• Aim: Check each line of the material. Copy those containing "that".
========================================================================
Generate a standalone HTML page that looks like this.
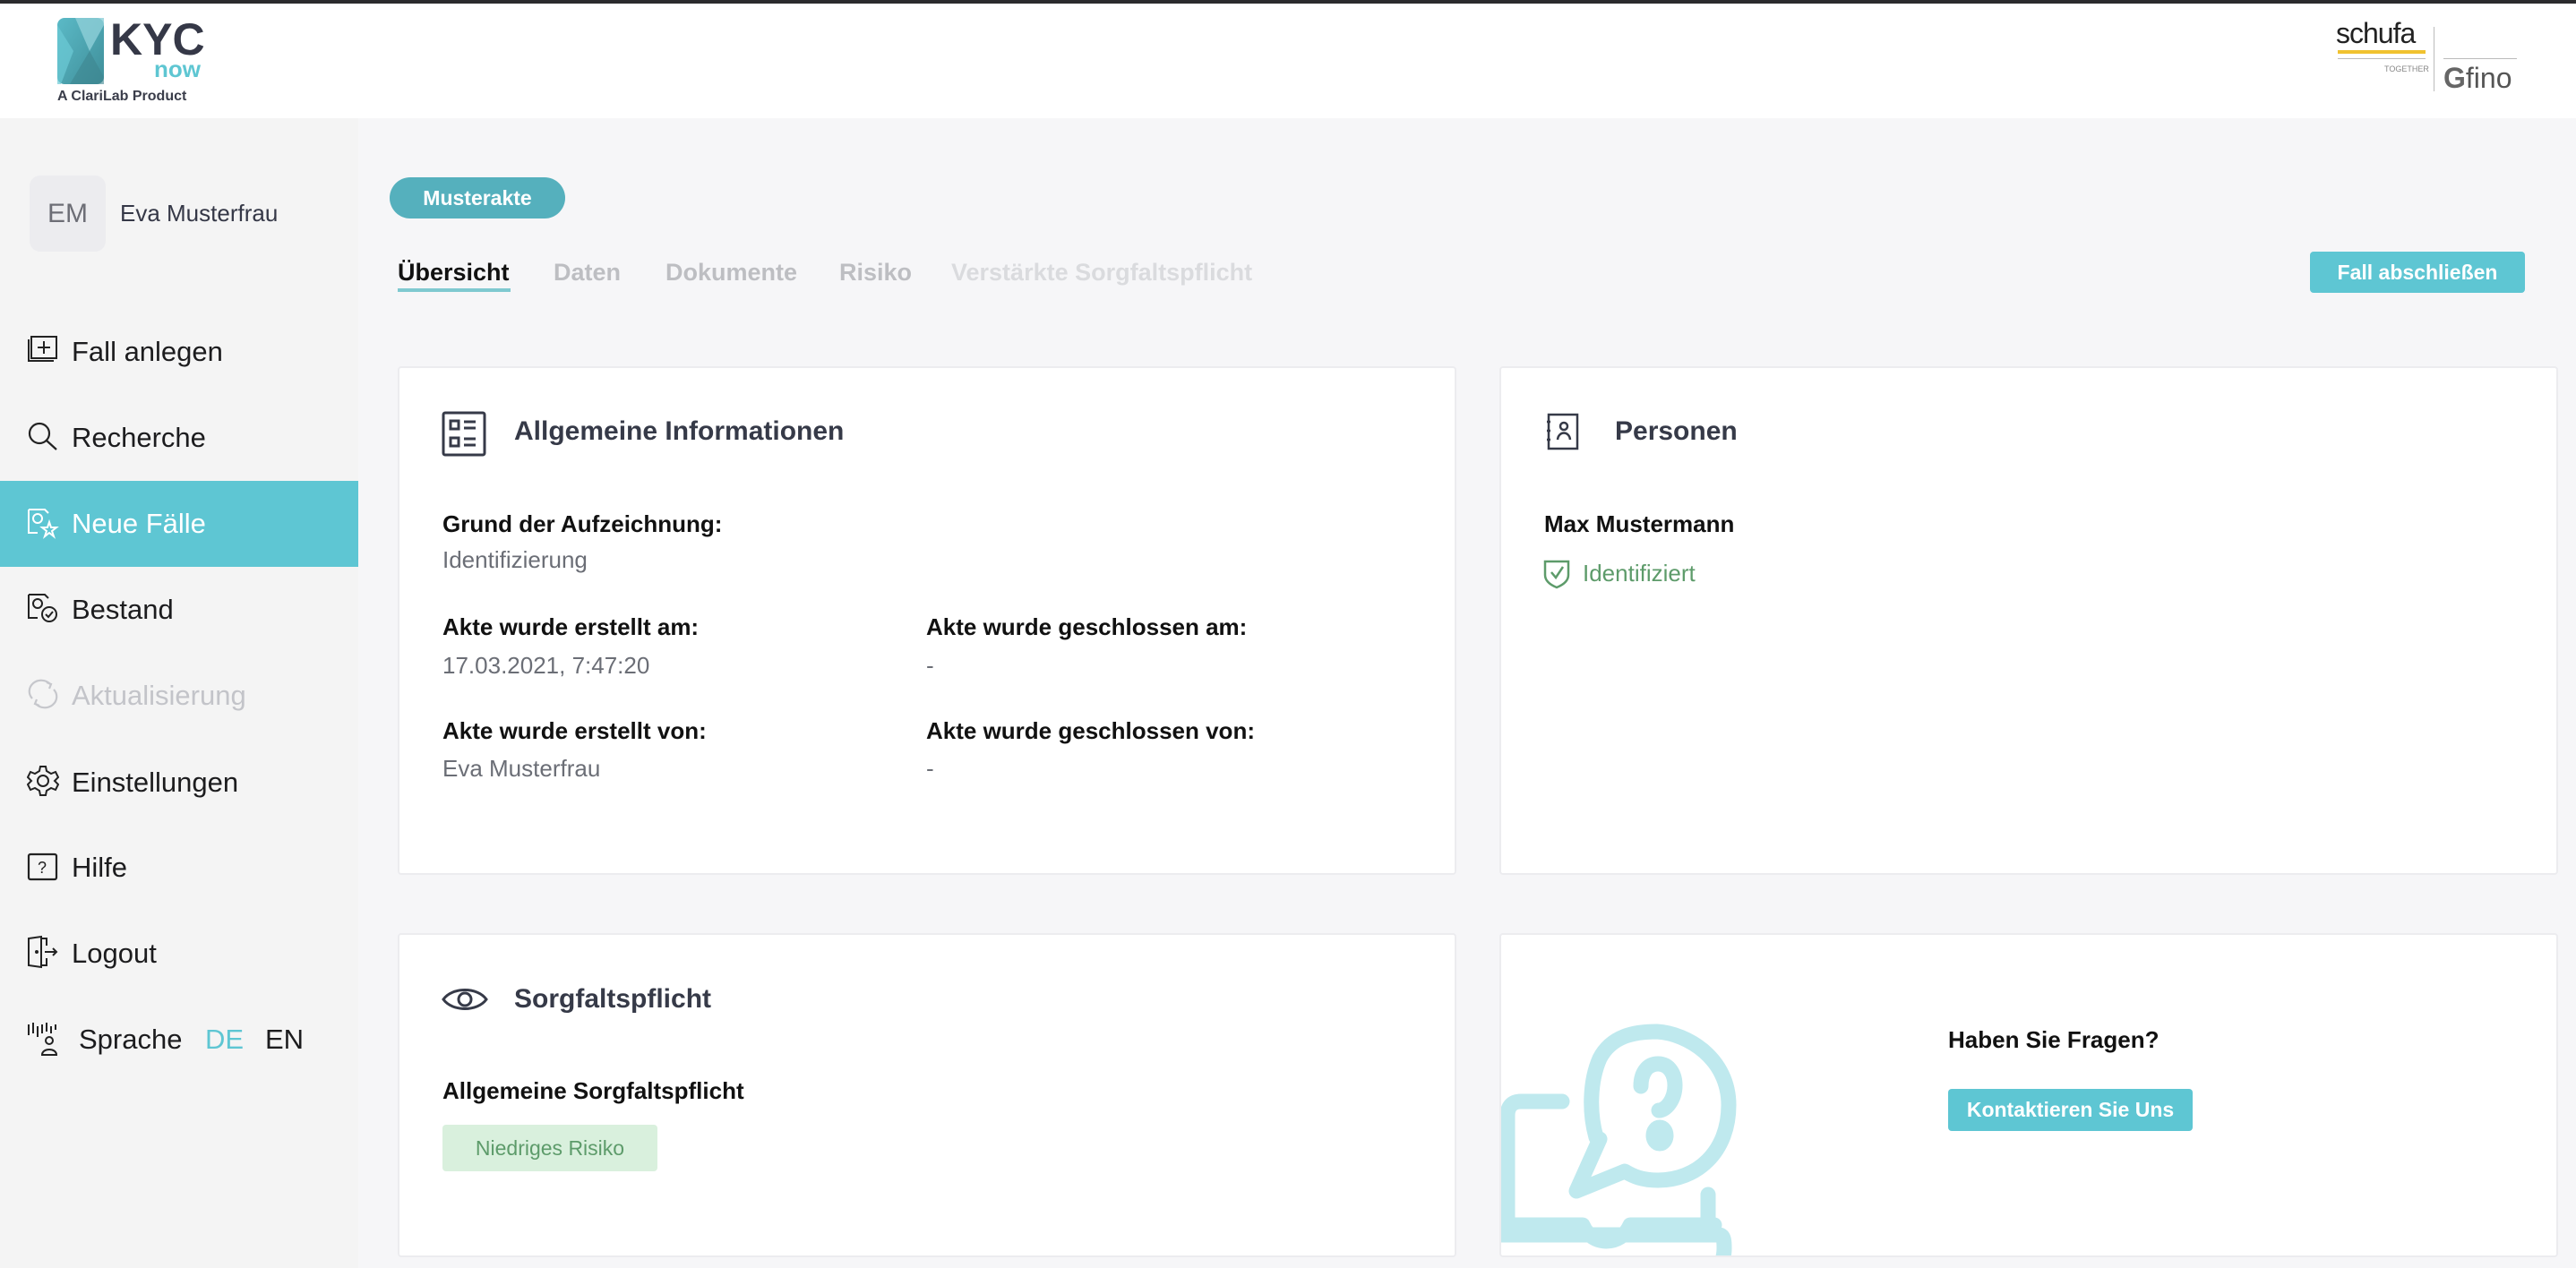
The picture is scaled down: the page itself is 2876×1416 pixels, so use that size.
<!DOCTYPE html>
<html><head><meta charset="utf-8"><style>
*{margin:0;padding:0;box-sizing:border-box}
body{width:2876px;height:1416px;position:relative;overflow:hidden;background:#f6f6f8;font-family:"Liberation Sans",sans-serif}
.a{position:absolute;white-space:nowrap}
.t{line-height:40px;height:40px}
.card{position:absolute;background:#fff;border:2px solid #ececef;border-radius:4px}
.nav{position:absolute;left:80px;font-size:31px;color:#1c1c1e;line-height:40px}
.lbl{font-size:26px;font-weight:bold;color:#111}
.val{font-size:26px;color:#6b6e76}
.h{font-size:30px;font-weight:bold;color:#363a48}
</style></head><body>
<div class="a" style="left:0;top:0;width:2876px;height:4px;background:#2b2b2e"></div>
<div class="a" style="left:0;top:4px;width:2876px;height:128px;background:#fff"></div>
<!-- KYC logo -->
<svg class="a" style="left:64px;top:20px" width="52" height="74" viewBox="0 0 52 74">
<defs><linearGradient id="g1" x1="0" y1="0" x2="1" y2="1"><stop offset="0" stop-color="#5bbac7"/><stop offset="1" stop-color="#3f8e99"/></linearGradient></defs>
<rect x="0" y="0" width="52" height="74" rx="8" fill="url(#g1)"/>
<path d="M20 0 L52 0 L52 8 L36 37 Z" fill="#8fd0d8" opacity=".8"/>
<path d="M0 8 L18 37 L4 74 L0 74 Z" fill="#6ccbd5" opacity=".7"/>
<path d="M36 37 L52 66 L52 74 L14 74 Z" fill="#3d8590" opacity=".6"/>
</svg>
<div class="a" style="left:123px;top:16px;font-size:50px;font-weight:bold;color:#353847;line-height:56px">KYC</div>
<div class="a" style="left:172px;top:64px;font-size:26px;font-weight:bold;color:#5ec6d2;line-height:26px">now</div>
<div class="a" style="left:64px;top:98px;font-size:16px;font-weight:bold;color:#3a3d4a;line-height:20px">A ClariLab Product</div>
<!-- schufa/fino -->
<div class="a" style="left:2608px;top:20px;font-size:32px;color:#222;line-height:34px;letter-spacing:-1px">schufa</div>
<div class="a" style="left:2610px;top:56px;width:98px;height:4px;background:#f0c230"></div>
<div class="a" style="left:2610px;top:65px;width:98px;height:1px;background:#bbb"></div>
<div class="a" style="left:2662px;top:72px;font-size:9px;color:#888">TOGETHER</div>
<div class="a" style="left:2717px;top:30px;width:1px;height:72px;background:#bbb"></div>
<div class="a" style="left:2728px;top:65px;width:82px;height:1px;background:#bbb"></div>
<div class="a" style="left:2728px;top:70px;font-size:32px;color:#555;line-height:34px"><span style="color:#666;font-weight:bold">G</span>fino</div>
<!-- sidebar -->
<div class="a" style="left:0;top:132px;width:400px;height:1284px;background:#f4f4f4"></div>
<div class="a" style="left:33px;top:196px;width:85px;height:85px;background:#ececef;border-radius:12px;font-size:30px;color:#6d6e76;text-align:center;line-height:85px">EM</div>
<div class="a" style="left:134px;top:222px;font-size:26px;color:#353847;line-height:32px">Eva Musterfrau</div>
<div class="a" style="left:0;top:537px;width:400px;height:96px;background:#5ec6d3"></div>
<svg class="a" style="left:30px;top:372px" width="36" height="40" viewBox="0 0 36 40" fill="none" stroke="#222" stroke-width="2"><rect x="5" y="4" width="28" height="24"/><path d="M2 7 V31 H30"/><path d="M19 9 V23 M12 16 H26"/></svg>
<div class="nav" style="top:373px">Fall anlegen</div>
<svg class="a" style="left:30px;top:470px" width="36" height="36" viewBox="0 0 36 36" fill="none" stroke="#222" stroke-width="2.2"><circle cx="14" cy="14" r="11"/><path d="M22 22 L33 32"/></svg>
<div class="nav" style="top:469px">Recherche</div>
<svg class="a" style="left:30px;top:565px" width="36" height="38" viewBox="0 0 36 38" fill="none" stroke="#fff" stroke-width="2"><path d="M2 4 H20 L24 8 M2 4 V30 H12"/><circle cx="12" cy="14" r="5"/><path d="M25 18 L27 24 L33 24 L28 28 L30 34 L25 30 L20 34 L22 28 L17 24 L23 24 Z"/></svg>
<div class="nav" style="top:565px;color:#fff">Neue Fälle</div>
<svg class="a" style="left:30px;top:660px" width="36" height="38" viewBox="0 0 36 38" fill="none" stroke="#222" stroke-width="2"><path d="M2 4 H20 L24 8 M2 4 V30 H12"/><circle cx="12" cy="14" r="5"/><circle cx="25" cy="26" r="8"/><path d="M21 26 L24 29 L29 23"/></svg>
<div class="nav" style="top:661px">Bestand</div>
<svg class="a" style="left:30px;top:758px" width="36" height="34" viewBox="0 0 36 34" fill="none" stroke="#c6c7cc" stroke-width="2.2"><path d="M6 22 A13 12 0 0 1 26 6 M30 12 A13 12 0 0 1 10 28"/><path d="M22 4 L27 6 L25 11 M14 30 L9 28 L11 23"/></svg>
<div class="nav" style="top:757px;color:#c3c4c9">Aktualisierung</div>
<svg class="a" style="left:30px;top:854px" width="36" height="36" viewBox="0 0 36 36" fill="none" stroke="#222" stroke-width="2"><path d="M15 2 H21 L22 7 L27 10 L32 8 L35 14 L31 18 L35 22 L32 28 L27 26 L22 29 L21 34 H15 L14 29 L9 26 L4 28 L1 22 L5 18 L1 14 L4 8 L9 10 L14 7 Z"/><circle cx="18" cy="18" r="6"/></svg>
<div class="nav" style="top:854px">Einstellungen</div>
<svg class="a" style="left:30px;top:950px" width="36" height="36" viewBox="0 0 36 36" fill="none" stroke="#222" stroke-width="2.2"><rect x="2" y="4" width="31" height="28" rx="2"/><text x="17" y="25" font-size="18" fill="#222" stroke="none" text-anchor="middle" font-family="Liberation Sans">?</text></svg>
<div class="nav" style="top:949px">Hilfe</div>
<svg class="a" style="left:30px;top:1044px" width="36" height="38" viewBox="0 0 36 38" fill="none" stroke="#222" stroke-width="2"><path d="M2 4 L16 2 V36 L2 34 Z M16 4 H22 V12 M22 26 V34 H16 M20 19 H33 M29 15 L33 19 L29 23"/><circle cx="11" cy="19" r="1" fill="#222"/></svg>
<div class="nav" style="top:1045px">Logout</div>
<svg class="a" style="left:30px;top:1140px" width="36" height="40" viewBox="0 0 36 40" fill="none" stroke="#222" stroke-width="2"><path d="M2 4 V16 M7 2 V14 M12 6 V18 M17 4 V14 M22 2 V12 M27 6 V14 M32 4 V10"/><circle cx="25" cy="22" r="4"/><path d="M17 38 C17 30 33 30 33 38 Z"/></svg>
<div class="nav" style="left:88px;top:1141px">Sprache</div>
<div class="nav" style="left:229px;top:1141px;color:#5ec6d3">DE</div>
<div class="nav" style="left:296px;top:1141px">EN</div>
<!-- main top -->
<div class="a" style="left:435px;top:198px;width:196px;height:46px;background:#55b0bd;border-radius:23px;color:#fff;font-size:23px;font-weight:bold;text-align:center;line-height:46px">Musterakte</div>
<div class="a t" style="left:444px;top:284px;font-size:27px;font-weight:bold;color:#111">Übersicht</div>
<div class="a" style="left:444px;top:322px;width:126px;height:4px;background:#7fc9d0"></div>
<div class="a t" style="left:618px;top:284px;font-size:27px;font-weight:bold;color:#bdbec2">Daten</div>
<div class="a t" style="left:743px;top:284px;font-size:27px;font-weight:bold;color:#bdbec2">Dokumente</div>
<div class="a t" style="left:937px;top:284px;font-size:27px;font-weight:bold;color:#bdbec2">Risiko</div>
<div class="a t" style="left:1062px;top:284px;font-size:27px;font-weight:bold;color:#dadbde">Verstärkte Sorgfaltspflicht</div>
<div class="a" style="left:2579px;top:281px;width:240px;height:46px;background:#5ec6d3;border-radius:4px;color:#fff;font-size:23px;font-weight:bold;text-align:center;line-height:46px">Fall abschließen</div>
<!-- card 1 -->
<div class="card" style="left:444px;top:409px;width:1182px;height:568px"></div>
<svg class="a" style="left:493px;top:459px" width="50" height="51" viewBox="0 0 50 51" fill="none" stroke="#363a48" stroke-width="3"><rect x="2" y="2" width="46" height="47" rx="2"/><rect x="10" y="11" width="9" height="9"/><rect x="10" y="30" width="9" height="9"/><path d="M25 12 H38 M25 19 H38 M25 31 H38 M25 38 H38"/></svg>
<div class="a t h" style="left:574px;top:462px">Allgemeine Informationen</div>
<div class="a t lbl" style="left:494px;top:565px">Grund der Aufzeichnung:</div>
<div class="a t val" style="left:494px;top:605px">Identifizierung</div>
<div class="a t lbl" style="left:494px;top:680px">Akte wurde erstellt am:</div>
<div class="a t val" style="left:494px;top:723px">17.03.2021, 7:47:20</div>
<div class="a t lbl" style="left:1034px;top:680px">Akte wurde geschlossen am:</div>
<div class="a t val" style="left:1034px;top:723px">-</div>
<div class="a t lbl" style="left:494px;top:796px">Akte wurde erstellt von:</div>
<div class="a t val" style="left:494px;top:838px">Eva Musterfrau</div>
<div class="a t lbl" style="left:1034px;top:796px">Akte wurde geschlossen von:</div>
<div class="a t val" style="left:1034px;top:838px">-</div>
<!-- card 2 -->
<div class="card" style="left:1674px;top:409px;width:1182px;height:568px"></div>
<svg class="a" style="left:1726px;top:461px" width="40" height="42" viewBox="0 0 40 42" fill="none" stroke="#363a48" stroke-width="2.5"><rect x="3" y="2" width="32" height="38"/><path d="M1 10 H5 M1 20 H5 M1 30 H5"/><circle cx="20" cy="15" r="4"/><path d="M13 30 C14 20 26 20 27 30"/></svg>
<div class="a t h" style="left:1803px;top:462px">Personen</div>
<div class="a t lbl" style="left:1724px;top:565px">Max Mustermann</div>
<svg class="a" style="left:1723px;top:624px" width="30" height="34" viewBox="0 0 30 34" fill="none" stroke="#5d9b6a" stroke-width="2.5"><path d="M2 3 H28 V18 C28 26 20 30 15 32 C10 30 2 26 2 18 Z"/><path d="M9 15 L14 21 L22 9"/></svg>
<div class="a t" style="left:1767px;top:620px;font-size:26px;color:#5d9b6a">Identifiziert</div>
<!-- card 3 -->
<div class="card" style="left:444px;top:1042px;width:1182px;height:362px"></div>
<svg class="a" style="left:493px;top:1100px" width="52" height="32" viewBox="0 0 52 32" fill="none" stroke="#363a48" stroke-width="3"><path d="M2 16 C12 2 40 2 50 16 C40 30 12 30 2 16 Z"/><circle cx="26" cy="16" r="7"/></svg>
<div class="a t h" style="left:574px;top:1096px">Sorgfaltspflicht</div>
<div class="a t lbl" style="left:494px;top:1198px">Allgemeine Sorgfaltspflicht</div>
<div class="a" style="left:494px;top:1256px;width:240px;height:52px;background:#d9f0dd;border-radius:4px;color:#5d9b6a;font-size:23px;text-align:center;line-height:52px">Niedriges Risiko</div>
<!-- card 4 -->
<div class="card" style="left:1674px;top:1042px;width:1182px;height:362px;overflow:hidden">
<svg style="position:absolute;left:-2px;top:-2px" width="300" height="370" viewBox="0 0 300 370" fill="none" stroke="#bfe9ee" stroke-width="17" stroke-linecap="round" stroke-linejoin="round">
<path d="M70 188 H24 C14 188 9 194 9 204 V326 H93 C103 350 136 350 146 326 H240"/>
<path d="M233 326 V292"/>
<path d="M0 337 H245 C251 337 251 345 251 352 C251 360 249 366 247 370"/>
<path d="M108 228 C100 200 101 165 112 140 C125 115 150 110 176 110 C210 112 256 140 256 192 C256 245 220 276 177 276 C160 276 150 272 140 266 L86 288 L112 230"/>
<path d="M158 171 C158 155 166 146 177 146 C190 146 196 158 196 170 C196 186 186 198 178 198"/>
<ellipse cx="179" cy="226" rx="7" ry="9" fill="#bfe9ee"/>
</svg>
</div>
<div class="a t" style="left:2175px;top:1141px;font-size:26px;font-weight:bold;color:#111">Haben Sie Fragen?</div>
<div class="a" style="left:2175px;top:1216px;width:273px;height:47px;background:#5ec6d3;border-radius:4px;color:#fff;font-size:23px;font-weight:bold;text-align:center;line-height:47px">Kontaktieren Sie Uns</div>
</body></html>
========================================================================
• Final result:
Generate a standalone HTML page that looks like this.
The picture is scaled down: the page itself is 2876×1416 pixels, so use that size.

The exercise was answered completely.